--- Start ---
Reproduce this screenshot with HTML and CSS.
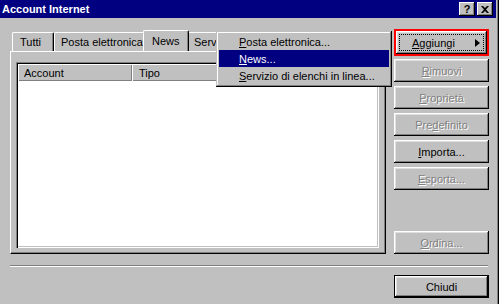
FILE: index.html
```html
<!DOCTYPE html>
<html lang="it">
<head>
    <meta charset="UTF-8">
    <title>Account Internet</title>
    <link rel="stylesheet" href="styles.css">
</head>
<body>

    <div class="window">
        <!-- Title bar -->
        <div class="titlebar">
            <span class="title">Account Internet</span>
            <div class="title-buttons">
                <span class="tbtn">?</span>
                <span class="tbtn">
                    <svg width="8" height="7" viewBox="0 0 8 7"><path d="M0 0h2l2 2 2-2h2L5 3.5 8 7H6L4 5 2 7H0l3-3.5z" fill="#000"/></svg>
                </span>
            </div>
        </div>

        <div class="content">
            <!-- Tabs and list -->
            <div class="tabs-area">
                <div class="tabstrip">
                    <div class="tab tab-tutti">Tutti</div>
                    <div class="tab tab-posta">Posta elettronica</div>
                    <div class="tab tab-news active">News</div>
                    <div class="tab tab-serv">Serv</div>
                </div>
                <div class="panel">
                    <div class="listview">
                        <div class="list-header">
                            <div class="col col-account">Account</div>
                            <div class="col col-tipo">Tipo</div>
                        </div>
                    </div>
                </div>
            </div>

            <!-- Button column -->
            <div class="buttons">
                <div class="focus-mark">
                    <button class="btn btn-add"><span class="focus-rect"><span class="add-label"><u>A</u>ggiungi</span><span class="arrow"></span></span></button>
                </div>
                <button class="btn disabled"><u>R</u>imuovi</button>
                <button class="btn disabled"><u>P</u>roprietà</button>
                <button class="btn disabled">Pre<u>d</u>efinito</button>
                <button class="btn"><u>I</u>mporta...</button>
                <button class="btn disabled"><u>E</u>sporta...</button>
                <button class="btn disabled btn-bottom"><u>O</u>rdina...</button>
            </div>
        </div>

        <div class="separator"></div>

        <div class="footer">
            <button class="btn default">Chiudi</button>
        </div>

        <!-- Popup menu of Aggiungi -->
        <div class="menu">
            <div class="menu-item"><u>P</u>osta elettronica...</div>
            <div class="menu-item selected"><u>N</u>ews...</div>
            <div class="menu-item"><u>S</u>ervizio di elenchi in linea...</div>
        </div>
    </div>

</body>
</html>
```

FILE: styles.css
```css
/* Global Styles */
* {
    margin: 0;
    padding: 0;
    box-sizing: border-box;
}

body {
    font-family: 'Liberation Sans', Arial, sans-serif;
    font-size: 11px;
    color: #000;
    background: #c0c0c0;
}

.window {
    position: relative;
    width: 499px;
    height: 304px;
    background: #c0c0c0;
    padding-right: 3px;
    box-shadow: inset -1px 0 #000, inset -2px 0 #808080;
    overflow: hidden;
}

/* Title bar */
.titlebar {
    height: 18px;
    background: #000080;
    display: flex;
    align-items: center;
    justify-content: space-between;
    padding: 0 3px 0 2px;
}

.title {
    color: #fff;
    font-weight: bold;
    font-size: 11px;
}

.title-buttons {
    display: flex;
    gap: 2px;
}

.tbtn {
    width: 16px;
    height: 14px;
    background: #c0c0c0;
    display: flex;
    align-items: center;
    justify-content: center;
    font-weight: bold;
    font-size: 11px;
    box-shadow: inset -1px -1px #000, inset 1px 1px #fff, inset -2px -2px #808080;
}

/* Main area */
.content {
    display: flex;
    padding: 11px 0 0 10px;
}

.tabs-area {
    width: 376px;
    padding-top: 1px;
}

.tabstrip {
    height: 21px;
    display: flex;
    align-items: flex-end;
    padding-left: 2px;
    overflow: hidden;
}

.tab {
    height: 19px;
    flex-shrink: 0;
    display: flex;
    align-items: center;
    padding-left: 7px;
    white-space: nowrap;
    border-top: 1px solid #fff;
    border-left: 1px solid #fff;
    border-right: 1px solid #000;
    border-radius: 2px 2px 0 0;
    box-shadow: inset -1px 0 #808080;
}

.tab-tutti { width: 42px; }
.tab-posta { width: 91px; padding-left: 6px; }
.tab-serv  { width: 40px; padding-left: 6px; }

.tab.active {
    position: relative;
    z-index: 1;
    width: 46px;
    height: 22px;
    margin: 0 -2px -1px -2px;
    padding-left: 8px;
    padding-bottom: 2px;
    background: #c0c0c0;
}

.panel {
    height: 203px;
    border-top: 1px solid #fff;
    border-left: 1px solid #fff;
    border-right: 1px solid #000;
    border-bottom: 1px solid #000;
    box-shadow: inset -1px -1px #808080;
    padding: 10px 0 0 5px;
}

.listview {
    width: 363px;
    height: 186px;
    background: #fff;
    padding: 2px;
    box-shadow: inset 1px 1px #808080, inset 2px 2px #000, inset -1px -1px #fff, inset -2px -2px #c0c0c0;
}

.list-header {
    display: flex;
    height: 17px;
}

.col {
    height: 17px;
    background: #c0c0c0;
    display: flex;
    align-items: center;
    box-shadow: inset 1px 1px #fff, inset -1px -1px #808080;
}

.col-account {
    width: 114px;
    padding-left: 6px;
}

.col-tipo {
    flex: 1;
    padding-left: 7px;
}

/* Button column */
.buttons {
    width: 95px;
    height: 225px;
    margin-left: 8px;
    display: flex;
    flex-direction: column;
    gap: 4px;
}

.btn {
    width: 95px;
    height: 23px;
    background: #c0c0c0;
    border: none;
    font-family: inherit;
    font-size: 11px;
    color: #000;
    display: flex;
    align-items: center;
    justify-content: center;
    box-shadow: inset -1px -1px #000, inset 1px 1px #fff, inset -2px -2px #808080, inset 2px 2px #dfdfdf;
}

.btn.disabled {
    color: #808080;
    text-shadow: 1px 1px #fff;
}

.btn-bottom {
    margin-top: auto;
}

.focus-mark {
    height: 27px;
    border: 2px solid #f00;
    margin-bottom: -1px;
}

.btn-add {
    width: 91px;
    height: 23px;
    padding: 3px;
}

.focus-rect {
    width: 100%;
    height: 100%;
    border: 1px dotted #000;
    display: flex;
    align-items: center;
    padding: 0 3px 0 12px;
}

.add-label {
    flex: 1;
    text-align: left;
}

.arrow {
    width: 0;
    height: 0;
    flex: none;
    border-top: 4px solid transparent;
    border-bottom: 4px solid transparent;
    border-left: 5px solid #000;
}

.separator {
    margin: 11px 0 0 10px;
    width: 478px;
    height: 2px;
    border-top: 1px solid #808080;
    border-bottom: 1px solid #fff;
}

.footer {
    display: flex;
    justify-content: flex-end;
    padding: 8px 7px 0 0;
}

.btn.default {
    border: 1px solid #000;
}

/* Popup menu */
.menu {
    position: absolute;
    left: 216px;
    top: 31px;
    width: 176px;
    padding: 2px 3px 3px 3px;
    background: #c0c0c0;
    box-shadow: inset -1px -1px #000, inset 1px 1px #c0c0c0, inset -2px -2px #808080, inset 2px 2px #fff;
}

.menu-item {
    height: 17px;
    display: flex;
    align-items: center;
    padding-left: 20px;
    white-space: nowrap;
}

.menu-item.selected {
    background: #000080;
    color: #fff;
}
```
--- End ---
▸ What to do
The pictures should not be reproduced; quote all of the other material exactly.

▸ Output of the exercise
Reproduce this screenshot with HTML and CSS.
FILE: index.html
```html
<!DOCTYPE html>
<html lang="it">
<head>
    <meta charset="UTF-8">
    <title>Account Internet</title>
    <link rel="stylesheet" href="styles.css">
</head>
<body>

    <div class="window">
        <!-- Title bar -->
        <div class="titlebar">
            <span class="title">Account Internet</span>
            <div class="title-buttons">
                <span class="tbtn">?</span>
                <span class="tbtn">
                    <svg width="8" height="7" viewBox="0 0 8 7"><path d="M0 0h2l2 2 2-2h2L5 3.5 8 7H6L4 5 2 7H0l3-3.5z" fill="#000"/></svg>
                </span>
            </div>
        </div>

        <div class="content">
            <!-- Tabs and list -->
            <div class="tabs-area">
                <div class="tabstrip">
                    <div class="tab tab-tutti">Tutti</div>
                    <div class="tab tab-posta">Posta elettronica</div>
                    <div class="tab tab-news active">News</div>
                    <div class="tab tab-serv">Serv</div>
                </div>
                <div class="panel">
                    <div class="listview">
                        <div class="list-header">
                            <div class="col col-account">Account</div>
                            <div class="col col-tipo">Tipo</div>
                        </div>
                    </div>
                </div>
            </div>

            <!-- Button column -->
            <div class="buttons">
                <div class="focus-mark">
                    <button class="btn btn-add"><span class="focus-rect"><span class="add-label"><u>A</u>ggiungi</span><span class="arrow"></span></span></button>
                </div>
                <button class="btn disabled"><u>R</u>imuovi</button>
                <button class="btn disabled"><u>P</u>roprietà</button>
                <button class="btn disabled">Pre<u>d</u>efinito</button>
                <button class="btn"><u>I</u>mporta...</button>
                <button class="btn disabled"><u>E</u>sporta...</button>
                <button class="btn disabled btn-bottom"><u>O</u>rdina...</button>
            </div>
        </div>

        <div class="separator"></div>

        <div class="footer">
            <button class="btn default">Chiudi</button>
        </div>

        <!-- Popup menu of Aggiungi -->
        <div class="menu">
            <div class="menu-item"><u>P</u>osta elettronica...</div>
            <div class="menu-item selected"><u>N</u>ews...</div>
            <div class="menu-item"><u>S</u>ervizio di elenchi in linea...</div>
        </div>
    </div>

</body>
</html>
```

FILE: styles.css
```css
/* Global Styles */
* {
    margin: 0;
    padding: 0;
    box-sizing: border-box;
}

body {
    font-family: 'Liberation Sans', Arial, sans-serif;
    font-size: 11px;
    color: #000;
    background: #c0c0c0;
}

.window {
    position: relative;
    width: 499px;
    height: 304px;
    background: #c0c0c0;
    padding-right: 3px;
    box-shadow: inset -1px 0 #000, inset -2px 0 #808080;
    overflow: hidden;
}

/* Title bar */
.titlebar {
    height: 18px;
    background: #000080;
    display: flex;
    align-items: center;
    justify-content: space-between;
    padding: 0 3px 0 2px;
}

.title {
    color: #fff;
    font-weight: bold;
    font-size: 11px;
}

.title-buttons {
    display: flex;
    gap: 2px;
}

.tbtn {
    width: 16px;
    height: 14px;
    background: #c0c0c0;
    display: flex;
    align-items: center;
    justify-content: center;
    font-weight: bold;
    font-size: 11px;
    box-shadow: inset -1px -1px #000, inset 1px 1px #fff, inset -2px -2px #808080;
}

/* Main area */
.content {
    display: flex;
    padding: 11px 0 0 10px;
}

.tabs-area {
    width: 376px;
    padding-top: 1px;
}

.tabstrip {
    height: 21px;
    display: flex;
    align-items: flex-end;
    padding-left: 2px;
    overflow: hidden;
}

.tab {
    height: 19px;
    flex-shrink: 0;
    display: flex;
    align-items: center;
    padding-left: 7px;
    white-space: nowrap;
    border-top: 1px solid #fff;
    border-left: 1px solid #fff;
    border-right: 1px solid #000;
    border-radius: 2px 2px 0 0;
    box-shadow: inset -1px 0 #808080;
}

.tab-tutti { width: 42px; }
.tab-posta { width: 91px; padding-left: 6px; }
.tab-serv  { width: 40px; padding-left: 6px; }

.tab.active {
    position: relative;
    z-index: 1;
    width: 46px;
    height: 22px;
    margin: 0 -2px -1px -2px;
    padding-left: 8px;
    padding-bottom: 2px;
    background: #c0c0c0;
}

.panel {
    height: 203px;
    border-top: 1px solid #fff;
    border-left: 1px solid #fff;
    border-right: 1px solid #000;
    border-bottom: 1px solid #000;
    box-shadow: inset -1px -1px #808080;
    padding: 10px 0 0 5px;
}

.listview {
    width: 363px;
    height: 186px;
    background: #fff;
    padding: 2px;
    box-shadow: inset 1px 1px #808080, inset 2px 2px #000, inset -1px -1px #fff, inset -2px -2px #c0c0c0;
}

.list-header {
    display: flex;
    height: 17px;
}

.col {
    height: 17px;
    background: #c0c0c0;
    display: flex;
    align-items: center;
    box-shadow: inset 1px 1px #fff, inset -1px -1px #808080;
}

.col-account {
    width: 114px;
    padding-left: 6px;
}

.col-tipo {
    flex: 1;
    padding-left: 7px;
}

/* Button column */
.buttons {
    width: 95px;
    height: 225px;
    margin-left: 8px;
    display: flex;
    flex-direction: column;
    gap: 4px;
}

.btn {
    width: 95px;
    height: 23px;
    background: #c0c0c0;
    border: none;
    font-family: inherit;
    font-size: 11px;
    color: #000;
    display: flex;
    align-items: center;
    justify-content: center;
    box-shadow: inset -1px -1px #000, inset 1px 1px #fff, inset -2px -2px #808080, inset 2px 2px #dfdfdf;
}

.btn.disabled {
    color: #808080;
    text-shadow: 1px 1px #fff;
}

.btn-bottom {
    margin-top: auto;
}

.focus-mark {
    height: 27px;
    border: 2px solid #f00;
    margin-bottom: -1px;
}

.btn-add {
    width: 91px;
    height: 23px;
    padding: 3px;
}

.focus-rect {
    width: 100%;
    height: 100%;
    border: 1px dotted #000;
    display: flex;
    align-items: center;
    padding: 0 3px 0 12px;
}

.add-label {
    flex: 1;
    text-align: left;
}

.arrow {
    width: 0;
    height: 0;
    flex: none;
    border-top: 4px solid transparent;
    border-bottom: 4px solid transparent;
    border-left: 5px solid #000;
}

.separator {
    margin: 11px 0 0 10px;
    width: 478px;
    height: 2px;
    border-top: 1px solid #808080;
    border-bottom: 1px solid #fff;
}

.footer {
    display: flex;
    justify-content: flex-end;
    padding: 8px 7px 0 0;
}

.btn.default {
    border: 1px solid #000;
}

/* Popup menu */
.menu {
    position: absolute;
    left: 216px;
    top: 31px;
    width: 176px;
    padding: 2px 3px 3px 3px;
    background: #c0c0c0;
    box-shadow: inset -1px -1px #000, inset 1px 1px #c0c0c0, inset -2px -2px #808080, inset 2px 2px #fff;
}

.menu-item {
    height: 17px;
    display: flex;
    align-items: center;
    padding-left: 20px;
    white-space: nowrap;
}

.menu-item.selected {
    background: #000080;
    color: #fff;
}
```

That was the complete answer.